Months passed, then the Ku Klux Klan exacted its terrorist revenge.
They burned down the couple’s store, then bombed their home one night. Fire raged in their hallway. They jumped out the window.
The wife? Still alive to vote, again and again, for the past half century.
The husband? A human sacrifice; a casualty of injuries incurred from the bombing and the escape of his burning home.
That wasn’t all the history on display.
Marcella Washington of Florida State College at Jacksonville gave a presentation on Voting Rights Act history. She spoke of Josiah Walls, an African-American elected to Congress as a Republican in 1870.
He was the last African-American elected to Congress from Florida until 1992.
Washington spoke of how Southern Democrats disenfranchised African-Americans, including by instituting a White Primary in the 1920s.
Then, a joke. About how now Republicans are the ones restricting voting rights.
All the while, a few Republican city councilmen sat there listening in the first few rows, as did Curry, somewhat farther back in the crowd.
Washington’s history lesson veered then into the local. She discussed how in 1967, “two black women were elected to the City Council,” Mary Singleton and Sallye Mathis.
“The first women ever.”
Sounds nice. But Washington delivered a kicker.
“Black males were [considered to be] threatening,” she said, “so black women were presented as candidates.”
Thereafter, a video played, in which the various honorees gave brief remarks.
The most interesting remark was, of course, from Congresswoman Brown.
“It wasn’t out of the goodness of anybody’s heart,” she said, that she was able to get elected in 1992.
It was because she sued for four minority-access seats.
What’s that, Mr. Faulkner? The past is not dead?
Her quotes in the Orlando Sentinel from Thursday, in which she announced yet another lawsuit to protect minority-access districts, proved illustrative.
“Florida has 27 seats: Why is the attack always on the one district that puts communities together and [gives] the African-Americans, who have suffered, an opportunity to have a representative?” she said.
“This [redistricting effort] is about me. But this [lawsuit] is not about me. What happens if I die today or tomorrow?

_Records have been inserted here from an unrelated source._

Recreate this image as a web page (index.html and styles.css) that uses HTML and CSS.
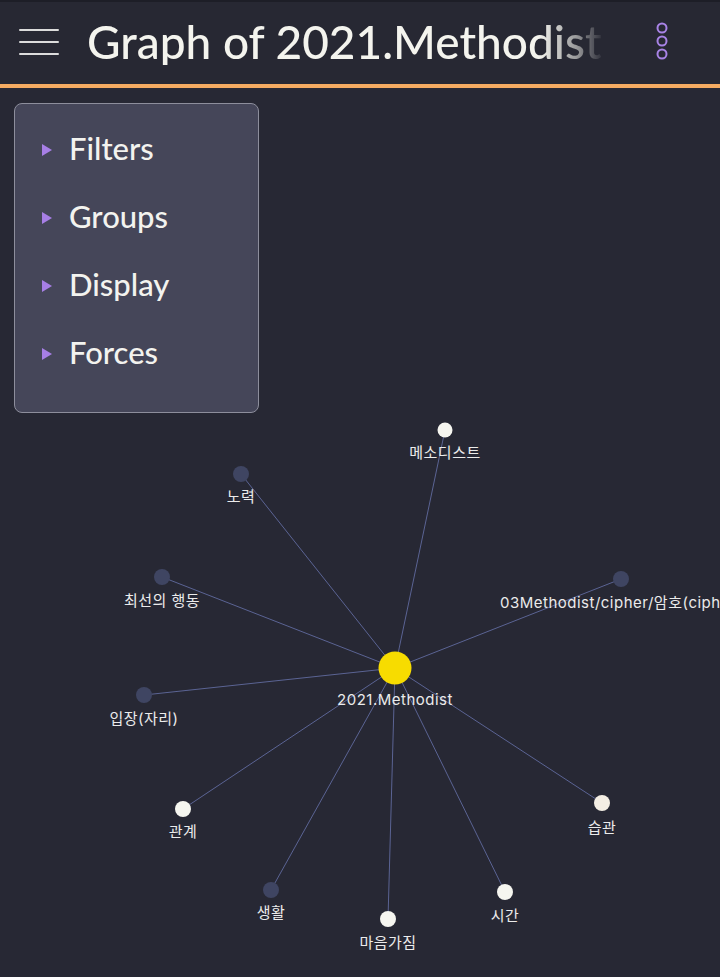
FILE: index.html
```html
<!DOCTYPE html>
<html>
<head>
<meta charset="utf-8">
<link rel="stylesheet" href="styles.css">
</head>
<body>
<div class="app">
  <header class="topbar">
    <div class="menu-btn">
      <svg width="40" height="30" viewBox="0 0 40 30"><g stroke="#dcdcdc" stroke-width="2" stroke-linecap="round"><line x1="1" y1="3" x2="39" y2="3"/><line x1="1" y1="15" x2="39" y2="15"/><line x1="1" y1="27" x2="39" y2="27"/></g></svg>
    </div>
    <div class="title-wrap"><h1 class="title">Graph of 2021.Methodist</h1></div>
    <div class="kebab">
      <svg width="14" height="40" viewBox="0 0 14 40"><g fill="none" stroke="#a883e6" stroke-width="2"><circle cx="7" cy="7" r="4.5"/><circle cx="7" cy="20" r="4.5"/><circle cx="7" cy="33" r="4.5"/></g></svg>
    </div>
  </header>
  <div class="accent"></div>
  <main class="canvas">
    <svg class="graph" width="720" height="890" viewBox="0 87 720 890">
      <g stroke="#5b6494" stroke-width="1">
        <line x1="395" y1="667" x2="445" y2="429"/>
        <line x1="395" y1="667" x2="241" y2="473"/>
        <line x1="395" y1="667" x2="162" y2="576"/>
        <line x1="395" y1="667" x2="621" y2="578"/>
        <line x1="395" y1="667" x2="144" y2="694"/>
        <line x1="395" y1="667" x2="183" y2="808"/>
        <line x1="395" y1="667" x2="271" y2="889"/>
        <line x1="395" y1="667" x2="388" y2="918"/>
        <line x1="395" y1="667" x2="505" y2="891"/>
        <line x1="395" y1="667" x2="602" y2="802"/>
      </g>
      <g>
        <circle cx="445" cy="429" r="7.5" fill="#f6f6f0"/>
        <circle cx="241" cy="473" r="8" fill="#3f4562"/>
        <circle cx="162" cy="576" r="8" fill="#3f4562"/>
        <circle cx="621" cy="578" r="8" fill="#3f4562"/>
        <circle cx="144" cy="694" r="8" fill="#3f4562"/>
        <circle cx="183" cy="808" r="8" fill="#f6f6f0"/>
        <circle cx="271" cy="889" r="8" fill="#3f4562"/>
        <circle cx="388" cy="918" r="8" fill="#f6f6f0"/>
        <circle cx="505" cy="891" r="8" fill="#f6f6f0"/>
        <circle cx="602" cy="802" r="8" fill="#f4eee4"/>
        <circle cx="395" cy="667" r="16.5" fill="#f7dc00"/>
      </g>
      <g class="labels" text-anchor="middle">
        <text x="445" y="457">메소디스트</text>
        <text x="241" y="501">노력</text>
        <text x="162" y="605">최선의 행동</text>
        <text x="621" y="607">03Methodist/cipher/암호(cipher)</text>
        <text x="144" y="723">입장(자리)</text>
        <text x="183" y="836">관계</text>
        <text x="271" y="917">생활</text>
        <text x="388" y="947">마음가짐</text>
        <text x="505" y="920">시간</text>
        <text x="602" y="832">습관</text>
        <text x="395" y="704">2021.Methodist</text>
      </g>
    </svg>
    <nav class="panel">
      <div class="item"><span class="tri"></span><span class="label">Filters</span></div>
      <div class="item"><span class="tri"></span><span class="label">Groups</span></div>
      <div class="item"><span class="tri"></span><span class="label">Display</span></div>
      <div class="item"><span class="tri"></span><span class="label">Forces</span></div>
    </nav>
  </main>
</div>
</body>
</html>
```
FILE: styles.css
```css
* { box-sizing: border-box; }
html, body {
  margin: 0;
  padding: 0;
  background: #272834;
  width: 720px;
  height: 977px;
  overflow: hidden;
}
.app {
  width: 720px;
  height: 977px;
  display: flex;
  flex-direction: column;
  font-family: Lato, "Noto Sans", sans-serif;
}
.topbar {
  height: 84px;
  display: flex;
  align-items: center;
  background: #272833;
  border-top: 2px solid #1d1e27;
}
.menu-btn {
  width: 40px;
  margin-left: 19px;
  display: flex;
  margin-top: -2px;
  flex: none;
}
.title-wrap {
  width: 520px;
  flex: none;
  margin-left: 28px;
  overflow: hidden;
  -webkit-mask-image: linear-gradient(to right, #000 0, #000 452px, rgba(0,0,0,0.55) 490px, rgba(0,0,0,0.1) 512px, rgba(0,0,0,0) 520px);
  mask-image: linear-gradient(to right, #000 0, #000 452px, rgba(0,0,0,0.55) 490px, rgba(0,0,0,0.1) 512px, rgba(0,0,0,0) 520px);
}
.title {
  margin: 0;
  font-size: 46px;
  font-weight: 500;
  color: #f4f4ee;
  white-space: nowrap;
  line-height: 1;
  margin-top: -2px;
}
.kebab {
  margin-left: 48px;
  display: flex;
  margin-top: -4px;
  flex: none;
}
.accent {
  height: 4px;
  background: #f5ab62;
  flex: none;
}
.canvas {
  position: relative;
  flex: 1;
}
.graph {
  position: absolute;
  left: 0;
  top: 0;
}
.labels text {
  font-family: Inter, "Noto Sans CJK KR", sans-serif;
  font-size: 15px;
  letter-spacing: 0.5px;
  fill: #ebebeb;
}
.panel {
  position: absolute;
  left: 14px;
  top: 15px;
  width: 245px;
  height: 310px;
  background: #454659;
  border: 1px solid #8d8e9c;
  border-radius: 8px;
  padding-top: 10px;
  display: flex;
  flex-direction: column;
}
.item {
  height: 68px;
  display: flex;
  align-items: center;
  padding-left: 27px;
}
.tri {
  width: 0;
  height: 0;
  border-left: 10px solid #a77fe6;
  border-top: 6px solid transparent;
  border-bottom: 6px solid transparent;
  margin-right: 17px;
  margin-top: 3px;
}
.label {
  font-size: 31px;
  font-weight: 500;
  color: #f3f3ef;
  line-height: 1;
}
```
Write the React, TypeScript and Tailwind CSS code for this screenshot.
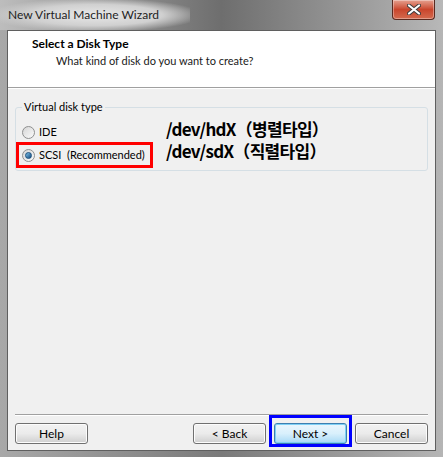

I want somebody who looks like me, an African-American” in Congress.
Those remarks were not at all dissimilar to what she told Florida Politics earlier this week.
“Section 2 of the Voting Rights Act still stands,” Brown had said of the 1965 legislation that established the concept of “communities of interest.”
With that in mind, she asserted that downtown Jacksonville has more in common with downtown Orlando, for example, than with rural areas in North Florida.
Referring to previous discussions regarding district boundaries, Brown contended that “people from North Florida [have told her that] they do not want to be with Jacksonville.”
“Don’t tell me nothing about what the district looks like,” she said, adding that it’s “about having someone at the table looking out for you.”
The proposed iteration of Brown’s district does not seem automatically antithetical to her goal of giving “the African-Americans, who have suffered, the opportunity to have a representative.”
Though not a majority African-American district, African-Americans have a plurality and are 48.5 percent of the population, including those who self-identify as Hispanic-Black.
Political map analyst Matthew Isbell, too, thinks it looks good for her too.
“Brown will be favored in this district. The seat is heavily Democratic and 66 percent of the registered Democrats are African-American. Fifty-five percent of the Democrats in the district come from Duval, which is actually less than in the League of Women’s Voters’ proposed map. Leon, down at 25 percent of Democratic voters, has little chance of influencing the district.”
The district, as redrawn, has a 5-to-2 ratio of Ds to Rs. Brown lost a big chunk of CD 5, but she’ll hold the seat as long as she wants it.
That’s what makes the latest lawsuit from the congresswoman so hard to understand. Unless you consider the latest remapping of the district to be an independent issue from the Civil Rights struggles of prior years, decades, and ultimately, centuries. Struggles that did have a body count.
Brown choosing the anniversary of the Voting Rights Act to file a suit is no coincidence. To quote Faulkner again, from Light in August: “Memory believes but knowing remembers.”